» Entries provided
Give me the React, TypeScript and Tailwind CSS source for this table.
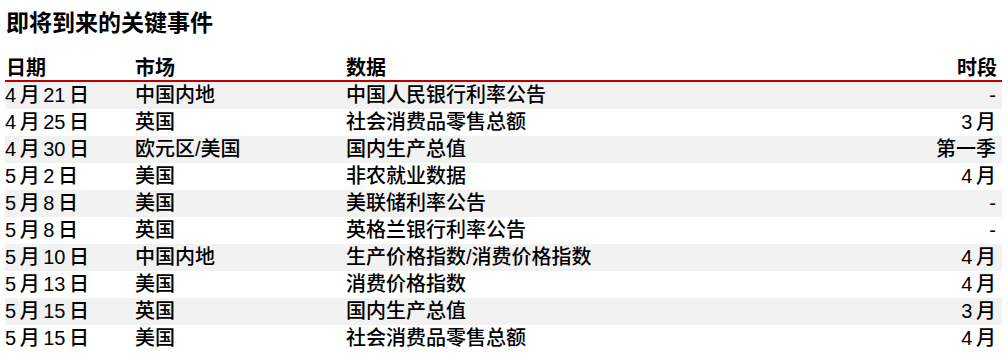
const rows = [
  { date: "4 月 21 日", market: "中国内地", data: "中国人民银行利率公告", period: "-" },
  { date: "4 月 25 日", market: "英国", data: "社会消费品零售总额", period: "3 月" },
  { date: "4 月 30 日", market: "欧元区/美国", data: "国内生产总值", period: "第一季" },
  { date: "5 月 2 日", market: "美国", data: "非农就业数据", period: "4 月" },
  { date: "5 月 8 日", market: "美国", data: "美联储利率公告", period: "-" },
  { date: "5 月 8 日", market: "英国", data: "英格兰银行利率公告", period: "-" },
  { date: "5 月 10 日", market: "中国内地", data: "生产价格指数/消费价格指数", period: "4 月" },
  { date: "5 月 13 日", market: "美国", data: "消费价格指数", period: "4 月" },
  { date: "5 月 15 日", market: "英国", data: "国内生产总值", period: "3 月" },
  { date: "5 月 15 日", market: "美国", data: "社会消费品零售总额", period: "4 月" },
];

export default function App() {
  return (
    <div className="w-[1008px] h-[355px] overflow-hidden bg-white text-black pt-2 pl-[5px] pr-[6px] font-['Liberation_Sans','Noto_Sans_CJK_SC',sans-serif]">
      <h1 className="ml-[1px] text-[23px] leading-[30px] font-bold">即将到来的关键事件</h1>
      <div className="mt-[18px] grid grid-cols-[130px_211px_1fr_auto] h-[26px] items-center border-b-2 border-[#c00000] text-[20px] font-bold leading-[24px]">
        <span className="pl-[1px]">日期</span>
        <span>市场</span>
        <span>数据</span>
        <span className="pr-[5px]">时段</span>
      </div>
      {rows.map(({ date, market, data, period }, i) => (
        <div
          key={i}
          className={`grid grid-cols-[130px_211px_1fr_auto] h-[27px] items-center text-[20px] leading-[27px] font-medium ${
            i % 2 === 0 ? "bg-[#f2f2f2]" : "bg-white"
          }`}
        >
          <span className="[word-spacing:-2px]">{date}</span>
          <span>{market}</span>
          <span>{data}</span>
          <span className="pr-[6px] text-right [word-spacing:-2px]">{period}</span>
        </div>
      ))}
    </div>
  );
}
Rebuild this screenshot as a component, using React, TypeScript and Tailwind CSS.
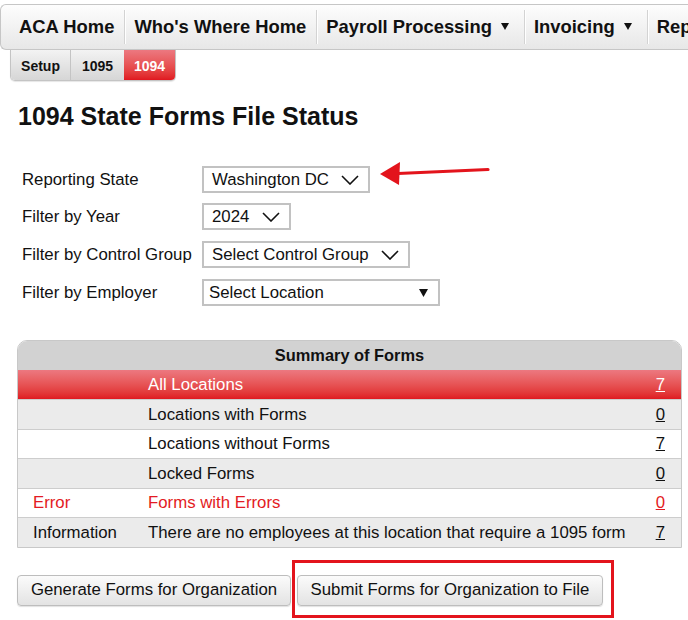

» The exercise
Do not include the images; transcribe the rest of the listing exactly.

» Task response
Give me the React, TypeScript and Tailwind CSS source for this table.
const rows = [
  { date: "4 月 21 日", market: "中国内地", data: "中国人民银行利率公告", period: "-" },
  { date: "4 月 25 日", market: "英国", data: "社会消费品零售总额", period: "3 月" },
  { date: "4 月 30 日", market: "欧元区/美国", data: "国内生产总值", period: "第一季" },
  { date: "5 月 2 日", market: "美国", data: "非农就业数据", period: "4 月" },
  { date: "5 月 8 日", market: "美国", data: "美联储利率公告", period: "-" },
  { date: "5 月 8 日", market: "英国", data: "英格兰银行利率公告", period: "-" },
  { date: "5 月 10 日", market: "中国内地", data: "生产价格指数/消费价格指数", period: "4 月" },
  { date: "5 月 13 日", market: "美国", data: "消费价格指数", period: "4 月" },
  { date: "5 月 15 日", market: "英国", data: "国内生产总值", period: "3 月" },
  { date: "5 月 15 日", market: "美国", data: "社会消费品零售总额", period: "4 月" },
];

export default function App() {
  return (
    <div className="w-[1008px] h-[355px] overflow-hidden bg-white text-black pt-2 pl-[5px] pr-[6px] font-['Liberation_Sans','Noto_Sans_CJK_SC',sans-serif]">
      <h1 className="ml-[1px] text-[23px] leading-[30px] font-bold">即将到来的关键事件</h1>
      <div className="mt-[18px] grid grid-cols-[130px_211px_1fr_auto] h-[26px] items-center border-b-2 border-[#c00000] text-[20px] font-bold leading-[24px]">
        <span className="pl-[1px]">日期</span>
        <span>市场</span>
        <span>数据</span>
        <span className="pr-[5px]">时段</span>
      </div>
      {rows.map(({ date, market, data, period }, i) => (
        <div
          key={i}
          className={`grid grid-cols-[130px_211px_1fr_auto] h-[27px] items-center text-[20px] leading-[27px] font-medium ${
            i % 2 === 0 ? "bg-[#f2f2f2]" : "bg-white"
          }`}
        >
          <span className="[word-spacing:-2px]">{date}</span>
          <span>{market}</span>
          <span>{data}</span>
          <span className="pr-[6px] text-right [word-spacing:-2px]">{period}</span>
        </div>
      ))}
    </div>
  );
}
Rebuild this screenshot as a component, using React, TypeScript and Tailwind CSS.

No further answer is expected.